== WHAT THE EXERCISE ASKS ==
Quote the listing below in its entirety, omitting every image.

== DATA LINES ==
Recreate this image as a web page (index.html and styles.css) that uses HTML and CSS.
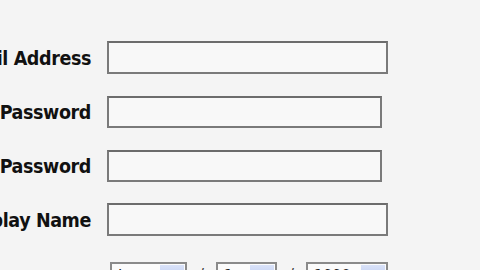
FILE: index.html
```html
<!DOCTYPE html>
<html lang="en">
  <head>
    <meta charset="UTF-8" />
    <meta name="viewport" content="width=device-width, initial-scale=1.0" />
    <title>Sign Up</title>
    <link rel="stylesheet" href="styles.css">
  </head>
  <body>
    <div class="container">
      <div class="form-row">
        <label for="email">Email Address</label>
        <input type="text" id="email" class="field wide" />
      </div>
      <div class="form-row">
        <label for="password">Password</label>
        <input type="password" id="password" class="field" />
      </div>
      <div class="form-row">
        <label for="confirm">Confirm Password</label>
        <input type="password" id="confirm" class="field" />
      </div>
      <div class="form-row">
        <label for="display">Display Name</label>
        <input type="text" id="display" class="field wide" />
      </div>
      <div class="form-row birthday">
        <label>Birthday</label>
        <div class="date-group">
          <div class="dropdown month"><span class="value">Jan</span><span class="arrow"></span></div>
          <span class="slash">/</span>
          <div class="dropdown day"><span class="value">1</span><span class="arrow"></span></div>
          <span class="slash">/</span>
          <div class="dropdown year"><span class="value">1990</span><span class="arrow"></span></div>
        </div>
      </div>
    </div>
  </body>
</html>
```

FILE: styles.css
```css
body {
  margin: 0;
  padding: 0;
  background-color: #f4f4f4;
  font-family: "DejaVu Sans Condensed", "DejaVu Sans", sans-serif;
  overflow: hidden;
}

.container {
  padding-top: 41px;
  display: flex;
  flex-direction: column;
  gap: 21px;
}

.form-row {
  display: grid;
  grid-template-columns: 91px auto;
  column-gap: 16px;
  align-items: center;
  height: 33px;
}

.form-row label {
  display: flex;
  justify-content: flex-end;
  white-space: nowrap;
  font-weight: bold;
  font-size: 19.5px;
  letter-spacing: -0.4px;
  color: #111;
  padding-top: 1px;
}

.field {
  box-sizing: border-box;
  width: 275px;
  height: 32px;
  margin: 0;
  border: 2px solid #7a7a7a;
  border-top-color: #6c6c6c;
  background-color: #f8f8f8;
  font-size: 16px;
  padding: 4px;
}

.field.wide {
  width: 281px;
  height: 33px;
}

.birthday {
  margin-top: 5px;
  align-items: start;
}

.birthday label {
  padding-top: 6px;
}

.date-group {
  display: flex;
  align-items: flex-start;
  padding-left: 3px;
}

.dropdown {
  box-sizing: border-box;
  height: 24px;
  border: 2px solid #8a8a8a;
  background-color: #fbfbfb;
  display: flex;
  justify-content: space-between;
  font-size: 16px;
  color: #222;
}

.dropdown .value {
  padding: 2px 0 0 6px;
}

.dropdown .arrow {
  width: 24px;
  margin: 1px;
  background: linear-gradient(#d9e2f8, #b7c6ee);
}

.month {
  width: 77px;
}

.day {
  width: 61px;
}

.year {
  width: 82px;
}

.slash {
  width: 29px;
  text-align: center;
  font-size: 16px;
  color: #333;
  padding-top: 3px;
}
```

== SOLUTION FOR THIS EXERCISE ==
Recreate this image as a web page (index.html and styles.css) that uses HTML and CSS.
FILE: index.html
```html
<!DOCTYPE html>
<html lang="en">
  <head>
    <meta charset="UTF-8" />
    <meta name="viewport" content="width=device-width, initial-scale=1.0" />
    <title>Sign Up</title>
    <link rel="stylesheet" href="styles.css">
  </head>
  <body>
    <div class="container">
      <div class="form-row">
        <label for="email">Email Address</label>
        <input type="text" id="email" class="field wide" />
      </div>
      <div class="form-row">
        <label for="password">Password</label>
        <input type="password" id="password" class="field" />
      </div>
      <div class="form-row">
        <label for="confirm">Confirm Password</label>
        <input type="password" id="confirm" class="field" />
      </div>
      <div class="form-row">
        <label for="display">Display Name</label>
        <input type="text" id="display" class="field wide" />
      </div>
      <div class="form-row birthday">
        <label>Birthday</label>
        <div class="date-group">
          <div class="dropdown month"><span class="value">Jan</span><span class="arrow"></span></div>
          <span class="slash">/</span>
          <div class="dropdown day"><span class="value">1</span><span class="arrow"></span></div>
          <span class="slash">/</span>
          <div class="dropdown year"><span class="value">1990</span><span class="arrow"></span></div>
        </div>
      </div>
    </div>
  </body>
</html>
```

FILE: styles.css
```css
body {
  margin: 0;
  padding: 0;
  background-color: #f4f4f4;
  font-family: "DejaVu Sans Condensed", "DejaVu Sans", sans-serif;
  overflow: hidden;
}

.container {
  padding-top: 41px;
  display: flex;
  flex-direction: column;
  gap: 21px;
}

.form-row {
  display: grid;
  grid-template-columns: 91px auto;
  column-gap: 16px;
  align-items: center;
  height: 33px;
}

.form-row label {
  display: flex;
  justify-content: flex-end;
  white-space: nowrap;
  font-weight: bold;
  font-size: 19.5px;
  letter-spacing: -0.4px;
  color: #111;
  padding-top: 1px;
}

.field {
  box-sizing: border-box;
  width: 275px;
  height: 32px;
  margin: 0;
  border: 2px solid #7a7a7a;
  border-top-color: #6c6c6c;
  background-color: #f8f8f8;
  font-size: 16px;
  padding: 4px;
}

.field.wide {
  width: 281px;
  height: 33px;
}

.birthday {
  margin-top: 5px;
  align-items: start;
}

.birthday label {
  padding-top: 6px;
}

.date-group {
  display: flex;
  align-items: flex-start;
  padding-left: 3px;
}

.dropdown {
  box-sizing: border-box;
  height: 24px;
  border: 2px solid #8a8a8a;
  background-color: #fbfbfb;
  display: flex;
  justify-content: space-between;
  font-size: 16px;
  color: #222;
}

.dropdown .value {
  padding: 2px 0 0 6px;
}

.dropdown .arrow {
  width: 24px;
  margin: 1px;
  background: linear-gradient(#d9e2f8, #b7c6ee);
}

.month {
  width: 77px;
}

.day {
  width: 61px;
}

.year {
  width: 82px;
}

.slash {
  width: 29px;
  text-align: center;
  font-size: 16px;
  color: #333;
  padding-top: 3px;
}
```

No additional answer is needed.